======== SUPPLIED MATERIAL
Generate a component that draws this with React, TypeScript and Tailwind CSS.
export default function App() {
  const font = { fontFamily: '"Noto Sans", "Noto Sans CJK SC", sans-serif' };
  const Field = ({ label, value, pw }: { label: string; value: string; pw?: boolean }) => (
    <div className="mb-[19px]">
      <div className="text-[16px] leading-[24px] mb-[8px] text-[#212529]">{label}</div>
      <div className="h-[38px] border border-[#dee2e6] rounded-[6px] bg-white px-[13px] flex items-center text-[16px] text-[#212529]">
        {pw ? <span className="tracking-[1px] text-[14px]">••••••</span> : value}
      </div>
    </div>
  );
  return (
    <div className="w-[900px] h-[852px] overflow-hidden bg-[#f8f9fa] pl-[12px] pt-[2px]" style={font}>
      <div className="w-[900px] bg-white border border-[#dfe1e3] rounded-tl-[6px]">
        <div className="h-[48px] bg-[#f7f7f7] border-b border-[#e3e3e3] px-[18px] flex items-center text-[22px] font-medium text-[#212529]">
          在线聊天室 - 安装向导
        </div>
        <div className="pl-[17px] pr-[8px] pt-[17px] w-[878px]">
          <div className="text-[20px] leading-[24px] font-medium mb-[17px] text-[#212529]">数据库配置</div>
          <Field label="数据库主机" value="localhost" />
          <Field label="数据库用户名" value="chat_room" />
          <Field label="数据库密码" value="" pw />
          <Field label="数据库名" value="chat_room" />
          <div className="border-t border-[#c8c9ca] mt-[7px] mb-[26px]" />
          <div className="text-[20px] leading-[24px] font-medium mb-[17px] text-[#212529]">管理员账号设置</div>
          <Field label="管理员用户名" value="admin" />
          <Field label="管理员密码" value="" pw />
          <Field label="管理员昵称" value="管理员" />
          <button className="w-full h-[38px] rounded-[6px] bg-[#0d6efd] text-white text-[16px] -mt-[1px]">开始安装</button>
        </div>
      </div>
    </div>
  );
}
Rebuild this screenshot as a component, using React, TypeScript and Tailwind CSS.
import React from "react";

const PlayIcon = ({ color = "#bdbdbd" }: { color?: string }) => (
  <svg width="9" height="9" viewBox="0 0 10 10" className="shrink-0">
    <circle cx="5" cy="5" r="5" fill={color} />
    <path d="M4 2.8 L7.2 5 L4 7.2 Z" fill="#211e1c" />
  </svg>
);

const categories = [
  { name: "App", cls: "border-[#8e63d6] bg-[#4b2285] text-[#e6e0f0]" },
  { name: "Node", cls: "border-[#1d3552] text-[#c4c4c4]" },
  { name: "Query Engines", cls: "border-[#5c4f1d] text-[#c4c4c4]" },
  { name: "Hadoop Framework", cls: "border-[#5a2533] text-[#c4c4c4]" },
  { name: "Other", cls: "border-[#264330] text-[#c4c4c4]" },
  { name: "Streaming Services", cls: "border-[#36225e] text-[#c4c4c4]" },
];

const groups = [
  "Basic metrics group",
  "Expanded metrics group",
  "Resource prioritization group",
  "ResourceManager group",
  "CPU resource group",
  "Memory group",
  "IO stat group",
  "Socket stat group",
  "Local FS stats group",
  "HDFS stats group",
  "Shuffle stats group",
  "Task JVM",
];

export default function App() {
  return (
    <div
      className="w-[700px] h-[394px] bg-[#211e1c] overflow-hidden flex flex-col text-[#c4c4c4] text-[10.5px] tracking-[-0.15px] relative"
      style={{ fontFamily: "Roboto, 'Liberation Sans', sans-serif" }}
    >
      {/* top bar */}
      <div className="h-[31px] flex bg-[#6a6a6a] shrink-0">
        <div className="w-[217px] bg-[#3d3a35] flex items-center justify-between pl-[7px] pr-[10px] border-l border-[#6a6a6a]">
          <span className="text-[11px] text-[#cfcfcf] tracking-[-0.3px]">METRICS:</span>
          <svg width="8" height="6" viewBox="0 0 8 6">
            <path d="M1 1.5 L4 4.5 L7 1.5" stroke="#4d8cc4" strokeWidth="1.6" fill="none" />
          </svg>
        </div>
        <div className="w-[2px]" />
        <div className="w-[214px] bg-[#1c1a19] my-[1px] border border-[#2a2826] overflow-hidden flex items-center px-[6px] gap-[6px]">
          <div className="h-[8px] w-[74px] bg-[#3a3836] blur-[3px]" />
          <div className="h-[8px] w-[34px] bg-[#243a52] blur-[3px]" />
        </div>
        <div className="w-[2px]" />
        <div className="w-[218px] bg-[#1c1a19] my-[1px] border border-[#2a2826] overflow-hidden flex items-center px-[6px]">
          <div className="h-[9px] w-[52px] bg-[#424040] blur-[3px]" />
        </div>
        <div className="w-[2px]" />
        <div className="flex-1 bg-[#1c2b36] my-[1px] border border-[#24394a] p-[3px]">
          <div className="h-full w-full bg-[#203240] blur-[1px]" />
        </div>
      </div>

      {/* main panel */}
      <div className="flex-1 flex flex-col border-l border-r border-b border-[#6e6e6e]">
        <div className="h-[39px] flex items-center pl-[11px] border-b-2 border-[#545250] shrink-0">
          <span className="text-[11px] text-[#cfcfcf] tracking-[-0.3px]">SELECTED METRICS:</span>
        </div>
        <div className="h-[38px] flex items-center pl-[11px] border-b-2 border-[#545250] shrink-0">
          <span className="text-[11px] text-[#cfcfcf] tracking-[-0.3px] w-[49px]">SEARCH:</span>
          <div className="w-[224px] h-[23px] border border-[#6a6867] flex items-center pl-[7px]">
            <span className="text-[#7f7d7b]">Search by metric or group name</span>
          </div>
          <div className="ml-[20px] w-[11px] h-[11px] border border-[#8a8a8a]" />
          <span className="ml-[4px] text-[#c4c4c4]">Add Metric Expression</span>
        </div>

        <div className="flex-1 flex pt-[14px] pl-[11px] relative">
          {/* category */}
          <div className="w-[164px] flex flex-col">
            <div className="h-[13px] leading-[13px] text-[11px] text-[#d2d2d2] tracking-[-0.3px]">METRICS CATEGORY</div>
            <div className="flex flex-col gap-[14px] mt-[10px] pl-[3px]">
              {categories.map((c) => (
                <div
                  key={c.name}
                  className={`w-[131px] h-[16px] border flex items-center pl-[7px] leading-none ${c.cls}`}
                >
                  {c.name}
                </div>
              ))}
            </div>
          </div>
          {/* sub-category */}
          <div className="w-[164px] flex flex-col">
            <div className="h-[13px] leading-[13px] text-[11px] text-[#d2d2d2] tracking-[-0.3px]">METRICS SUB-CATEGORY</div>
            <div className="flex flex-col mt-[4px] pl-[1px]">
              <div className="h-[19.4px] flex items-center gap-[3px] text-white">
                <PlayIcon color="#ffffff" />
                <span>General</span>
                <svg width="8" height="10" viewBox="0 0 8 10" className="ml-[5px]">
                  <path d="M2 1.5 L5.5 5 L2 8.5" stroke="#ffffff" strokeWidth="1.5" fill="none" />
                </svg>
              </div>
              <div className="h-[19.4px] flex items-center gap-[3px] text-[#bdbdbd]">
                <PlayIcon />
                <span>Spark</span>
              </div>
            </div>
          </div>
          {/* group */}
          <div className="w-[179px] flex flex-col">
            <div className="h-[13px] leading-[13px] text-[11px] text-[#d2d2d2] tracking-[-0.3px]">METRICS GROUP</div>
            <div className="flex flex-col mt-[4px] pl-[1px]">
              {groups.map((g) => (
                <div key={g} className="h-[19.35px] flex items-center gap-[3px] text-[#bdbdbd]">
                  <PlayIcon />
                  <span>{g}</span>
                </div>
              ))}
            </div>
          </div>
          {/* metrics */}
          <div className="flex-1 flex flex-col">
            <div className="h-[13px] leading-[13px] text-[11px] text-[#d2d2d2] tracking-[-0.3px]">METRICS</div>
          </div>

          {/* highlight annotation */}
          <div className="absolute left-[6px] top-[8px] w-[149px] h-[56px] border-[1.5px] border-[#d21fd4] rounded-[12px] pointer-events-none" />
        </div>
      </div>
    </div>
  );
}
================
→ **REQUIREMENTS**
Wherever the word "component" occurs in a line of the listing, copy that line.

→ **SOLUTION**
Generate a component that draws this with React, TypeScript and Tailwind CSS.
Rebuild this screenshot as a component, using React, TypeScript and Tailwind CSS.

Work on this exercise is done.